→ GIVEN INFORMATION:
------------------------

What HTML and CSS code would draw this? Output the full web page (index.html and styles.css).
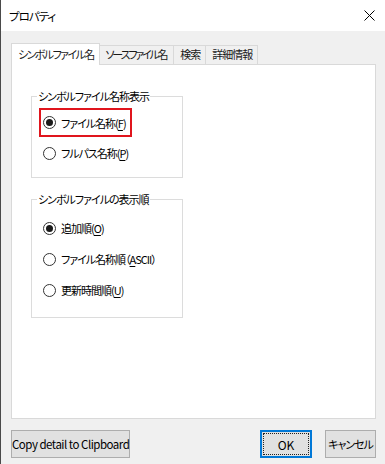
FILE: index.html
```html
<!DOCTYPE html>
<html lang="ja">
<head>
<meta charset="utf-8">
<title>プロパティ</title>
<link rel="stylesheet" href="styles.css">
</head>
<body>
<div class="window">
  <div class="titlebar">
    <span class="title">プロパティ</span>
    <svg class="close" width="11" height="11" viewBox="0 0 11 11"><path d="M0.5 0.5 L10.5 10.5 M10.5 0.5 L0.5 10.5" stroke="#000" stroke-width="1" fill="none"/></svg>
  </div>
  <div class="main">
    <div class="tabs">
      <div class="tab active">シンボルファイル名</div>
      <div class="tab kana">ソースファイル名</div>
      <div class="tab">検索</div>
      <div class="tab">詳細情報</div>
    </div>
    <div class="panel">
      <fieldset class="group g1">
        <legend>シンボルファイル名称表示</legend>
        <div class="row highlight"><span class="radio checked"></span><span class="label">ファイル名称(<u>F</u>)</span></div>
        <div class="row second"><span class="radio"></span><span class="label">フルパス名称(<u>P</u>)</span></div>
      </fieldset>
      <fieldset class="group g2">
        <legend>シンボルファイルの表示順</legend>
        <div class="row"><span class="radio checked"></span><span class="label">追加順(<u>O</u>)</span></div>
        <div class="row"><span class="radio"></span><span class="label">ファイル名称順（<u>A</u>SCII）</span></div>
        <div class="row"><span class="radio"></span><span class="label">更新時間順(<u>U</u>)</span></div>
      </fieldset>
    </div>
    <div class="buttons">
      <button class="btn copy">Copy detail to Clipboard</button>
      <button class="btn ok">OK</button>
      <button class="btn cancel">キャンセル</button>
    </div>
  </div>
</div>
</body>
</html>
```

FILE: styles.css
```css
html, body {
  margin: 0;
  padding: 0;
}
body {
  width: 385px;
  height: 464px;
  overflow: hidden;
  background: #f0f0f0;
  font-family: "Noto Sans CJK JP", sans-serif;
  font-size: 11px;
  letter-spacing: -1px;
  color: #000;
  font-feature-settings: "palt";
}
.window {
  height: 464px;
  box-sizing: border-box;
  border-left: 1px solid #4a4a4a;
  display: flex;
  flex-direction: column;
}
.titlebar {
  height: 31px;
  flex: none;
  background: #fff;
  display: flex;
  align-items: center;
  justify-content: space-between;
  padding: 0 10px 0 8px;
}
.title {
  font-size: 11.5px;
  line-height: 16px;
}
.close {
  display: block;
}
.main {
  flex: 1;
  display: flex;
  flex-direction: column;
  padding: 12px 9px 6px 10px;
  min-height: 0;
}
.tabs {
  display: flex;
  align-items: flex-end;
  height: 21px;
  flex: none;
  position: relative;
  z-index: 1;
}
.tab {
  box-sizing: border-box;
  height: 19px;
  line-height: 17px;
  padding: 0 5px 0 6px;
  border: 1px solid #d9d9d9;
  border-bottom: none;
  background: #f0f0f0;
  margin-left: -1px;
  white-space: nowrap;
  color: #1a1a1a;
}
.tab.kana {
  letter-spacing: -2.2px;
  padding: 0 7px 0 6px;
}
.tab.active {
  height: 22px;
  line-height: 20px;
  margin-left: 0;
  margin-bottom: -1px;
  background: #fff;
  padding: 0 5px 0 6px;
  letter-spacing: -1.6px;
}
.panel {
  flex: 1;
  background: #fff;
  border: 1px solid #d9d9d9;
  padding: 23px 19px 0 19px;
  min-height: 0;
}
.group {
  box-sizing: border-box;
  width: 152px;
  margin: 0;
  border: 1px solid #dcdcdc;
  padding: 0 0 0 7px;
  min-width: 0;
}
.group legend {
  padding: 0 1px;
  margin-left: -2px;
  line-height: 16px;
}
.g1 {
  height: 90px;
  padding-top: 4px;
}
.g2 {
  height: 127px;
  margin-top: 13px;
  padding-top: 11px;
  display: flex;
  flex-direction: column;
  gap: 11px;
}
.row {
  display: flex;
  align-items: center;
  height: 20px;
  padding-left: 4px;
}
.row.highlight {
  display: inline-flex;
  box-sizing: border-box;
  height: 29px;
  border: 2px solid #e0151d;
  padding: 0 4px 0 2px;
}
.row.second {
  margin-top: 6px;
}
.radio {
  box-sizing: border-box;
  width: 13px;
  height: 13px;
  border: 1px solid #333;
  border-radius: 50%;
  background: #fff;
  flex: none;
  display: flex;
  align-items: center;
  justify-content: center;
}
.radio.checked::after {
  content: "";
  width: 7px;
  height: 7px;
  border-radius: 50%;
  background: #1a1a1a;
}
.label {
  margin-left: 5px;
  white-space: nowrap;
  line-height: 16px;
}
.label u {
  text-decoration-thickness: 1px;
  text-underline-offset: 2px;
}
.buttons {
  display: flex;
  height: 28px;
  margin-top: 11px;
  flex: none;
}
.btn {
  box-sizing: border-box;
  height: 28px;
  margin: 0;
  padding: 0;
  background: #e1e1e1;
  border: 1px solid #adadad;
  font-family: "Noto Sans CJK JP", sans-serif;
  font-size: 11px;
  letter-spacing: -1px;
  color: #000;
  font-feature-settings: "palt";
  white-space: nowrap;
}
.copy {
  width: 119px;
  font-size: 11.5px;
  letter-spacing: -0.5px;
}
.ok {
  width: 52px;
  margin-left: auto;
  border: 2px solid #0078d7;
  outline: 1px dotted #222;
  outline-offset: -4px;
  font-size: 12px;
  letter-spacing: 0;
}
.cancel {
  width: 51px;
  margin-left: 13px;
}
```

------------------------

→ WORK TO BE COMPLETED: Skip the images and write out the rest of the listing exactly.

→ RESULT OF THE EXERCISE:
What HTML and CSS code would draw this? Output the full web page (index.html and styles.css).
FILE: index.html
```html
<!DOCTYPE html>
<html lang="ja">
<head>
<meta charset="utf-8">
<title>プロパティ</title>
<link rel="stylesheet" href="styles.css">
</head>
<body>
<div class="window">
  <div class="titlebar">
    <span class="title">プロパティ</span>
    <svg class="close" width="11" height="11" viewBox="0 0 11 11"><path d="M0.5 0.5 L10.5 10.5 M10.5 0.5 L0.5 10.5" stroke="#000" stroke-width="1" fill="none"/></svg>
  </div>
  <div class="main">
    <div class="tabs">
      <div class="tab active">シンボルファイル名</div>
      <div class="tab kana">ソースファイル名</div>
      <div class="tab">検索</div>
      <div class="tab">詳細情報</div>
    </div>
    <div class="panel">
      <fieldset class="group g1">
        <legend>シンボルファイル名称表示</legend>
        <div class="row highlight"><span class="radio checked"></span><span class="label">ファイル名称(<u>F</u>)</span></div>
        <div class="row second"><span class="radio"></span><span class="label">フルパス名称(<u>P</u>)</span></div>
      </fieldset>
      <fieldset class="group g2">
        <legend>シンボルファイルの表示順</legend>
        <div class="row"><span class="radio checked"></span><span class="label">追加順(<u>O</u>)</span></div>
        <div class="row"><span class="radio"></span><span class="label">ファイル名称順（<u>A</u>SCII）</span></div>
        <div class="row"><span class="radio"></span><span class="label">更新時間順(<u>U</u>)</span></div>
      </fieldset>
    </div>
    <div class="buttons">
      <button class="btn copy">Copy detail to Clipboard</button>
      <button class="btn ok">OK</button>
      <button class="btn cancel">キャンセル</button>
    </div>
  </div>
</div>
</body>
</html>
```

FILE: styles.css
```css
html, body {
  margin: 0;
  padding: 0;
}
body {
  width: 385px;
  height: 464px;
  overflow: hidden;
  background: #f0f0f0;
  font-family: "Noto Sans CJK JP", sans-serif;
  font-size: 11px;
  letter-spacing: -1px;
  color: #000;
  font-feature-settings: "palt";
}
.window {
  height: 464px;
  box-sizing: border-box;
  border-left: 1px solid #4a4a4a;
  display: flex;
  flex-direction: column;
}
.titlebar {
  height: 31px;
  flex: none;
  background: #fff;
  display: flex;
  align-items: center;
  justify-content: space-between;
  padding: 0 10px 0 8px;
}
.title {
  font-size: 11.5px;
  line-height: 16px;
}
.close {
  display: block;
}
.main {
  flex: 1;
  display: flex;
  flex-direction: column;
  padding: 12px 9px 6px 10px;
  min-height: 0;
}
.tabs {
  display: flex;
  align-items: flex-end;
  height: 21px;
  flex: none;
  position: relative;
  z-index: 1;
}
.tab {
  box-sizing: border-box;
  height: 19px;
  line-height: 17px;
  padding: 0 5px 0 6px;
  border: 1px solid #d9d9d9;
  border-bottom: none;
  background: #f0f0f0;
  margin-left: -1px;
  white-space: nowrap;
  color: #1a1a1a;
}
.tab.kana {
  letter-spacing: -2.2px;
  padding: 0 7px 0 6px;
}
.tab.active {
  height: 22px;
  line-height: 20px;
  margin-left: 0;
  margin-bottom: -1px;
  background: #fff;
  padding: 0 5px 0 6px;
  letter-spacing: -1.6px;
}
.panel {
  flex: 1;
  background: #fff;
  border: 1px solid #d9d9d9;
  padding: 23px 19px 0 19px;
  min-height: 0;
}
.group {
  box-sizing: border-box;
  width: 152px;
  margin: 0;
  border: 1px solid #dcdcdc;
  padding: 0 0 0 7px;
  min-width: 0;
}
.group legend {
  padding: 0 1px;
  margin-left: -2px;
  line-height: 16px;
}
.g1 {
  height: 90px;
  padding-top: 4px;
}
.g2 {
  height: 127px;
  margin-top: 13px;
  padding-top: 11px;
  display: flex;
  flex-direction: column;
  gap: 11px;
}
.row {
  display: flex;
  align-items: center;
  height: 20px;
  padding-left: 4px;
}
.row.highlight {
  display: inline-flex;
  box-sizing: border-box;
  height: 29px;
  border: 2px solid #e0151d;
  padding: 0 4px 0 2px;
}
.row.second {
  margin-top: 6px;
}
.radio {
  box-sizing: border-box;
  width: 13px;
  height: 13px;
  border: 1px solid #333;
  border-radius: 50%;
  background: #fff;
  flex: none;
  display: flex;
  align-items: center;
  justify-content: center;
}
.radio.checked::after {
  content: "";
  width: 7px;
  height: 7px;
  border-radius: 50%;
  background: #1a1a1a;
}
.label {
  margin-left: 5px;
  white-space: nowrap;
  line-height: 16px;
}
.label u {
  text-decoration-thickness: 1px;
  text-underline-offset: 2px;
}
.buttons {
  display: flex;
  height: 28px;
  margin-top: 11px;
  flex: none;
}
.btn {
  box-sizing: border-box;
  height: 28px;
  margin: 0;
  padding: 0;
  background: #e1e1e1;
  border: 1px solid #adadad;
  font-family: "Noto Sans CJK JP", sans-serif;
  font-size: 11px;
  letter-spacing: -1px;
  color: #000;
  font-feature-settings: "palt";
  white-space: nowrap;
}
.copy {
  width: 119px;
  font-size: 11.5px;
  letter-spacing: -0.5px;
}
.ok {
  width: 52px;
  margin-left: auto;
  border: 2px solid #0078d7;
  outline: 1px dotted #222;
  outline-offset: -4px;
  font-size: 12px;
  letter-spacing: 0;
}
.cancel {
  width: 51px;
  margin-left: 13px;
}
```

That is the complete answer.